Caviar and smoked salmon from Olive & Rose
255 Atlantic Ave.
I am sure I will get shit for this because, well, this dish is $120. And that’s because it comes slathered in an entire ounce of Chef Philip Pretty’s proprietary caviar from N25—more on that in a second. But let’s just be frank here about one thing: Olive & Rose is worth exploring and offers up Chef Phil’s most soulful food yet, removed from kitchen tweezers just enough that it doesn’t feel as systematic as the food at his Michelin-starred Heritage but also enough to remind people of Chef Phil’s dedicated to exactitude. (His endive salad would have made this list were it not for another bitter greens that outshone it above.)

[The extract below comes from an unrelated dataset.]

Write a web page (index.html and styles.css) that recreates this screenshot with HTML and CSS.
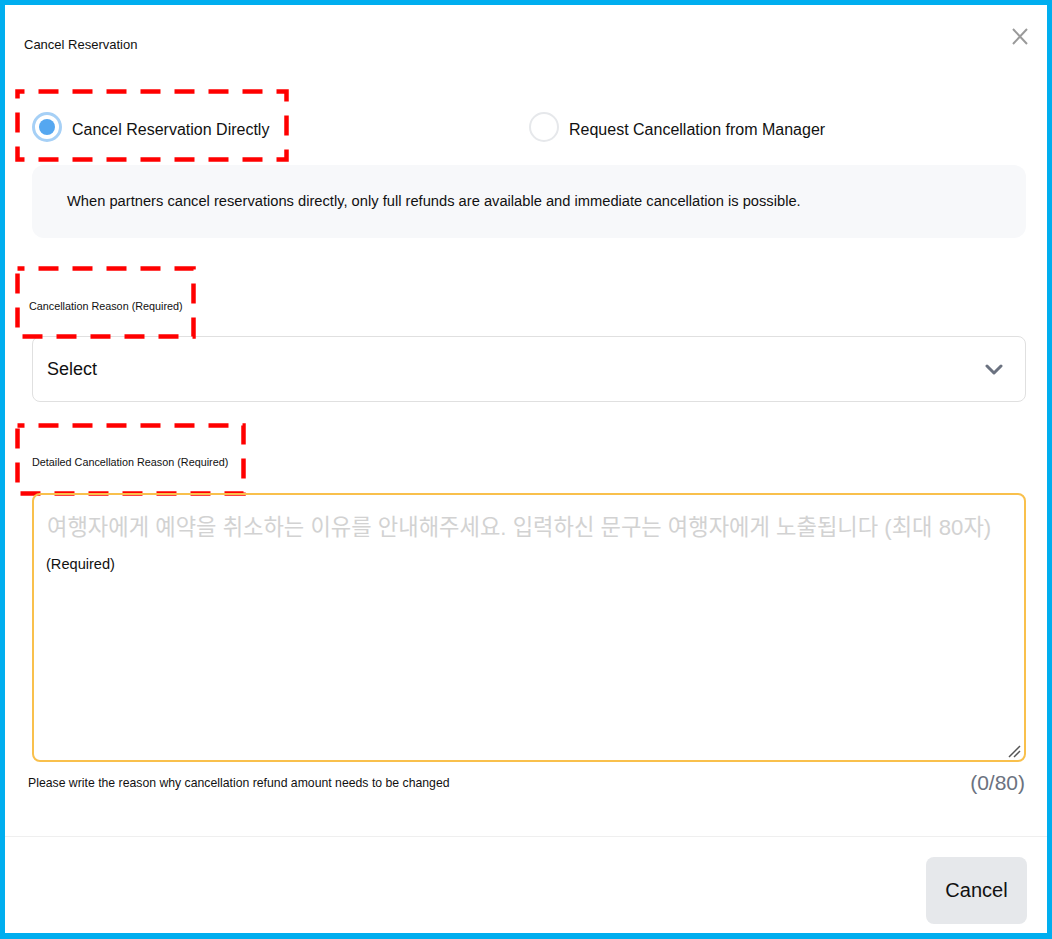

And their caviar and smoked salmon dish—a hefty serving of smoked salmon, crème fraîche, chives, bits of other magic, and a layer of that proprietary caviar exclusively foraged for the Heritage team—is one worth uplifting. It’s simultaneously elegant and hearty. An ode to the mighty world of umami, if there ever was one.
But it’s really about that damn caviar: It’s a deep olive-y green with a funk reminiscent of a solid, MSG-crystal-filled slab of PDO Parmesan. And to add to the quality, Chef Phil and N25 only procure the top 10% of the roe inside a sturgeon’s belly, largely considered the best because the rest underneath falls to the pressure of gravity.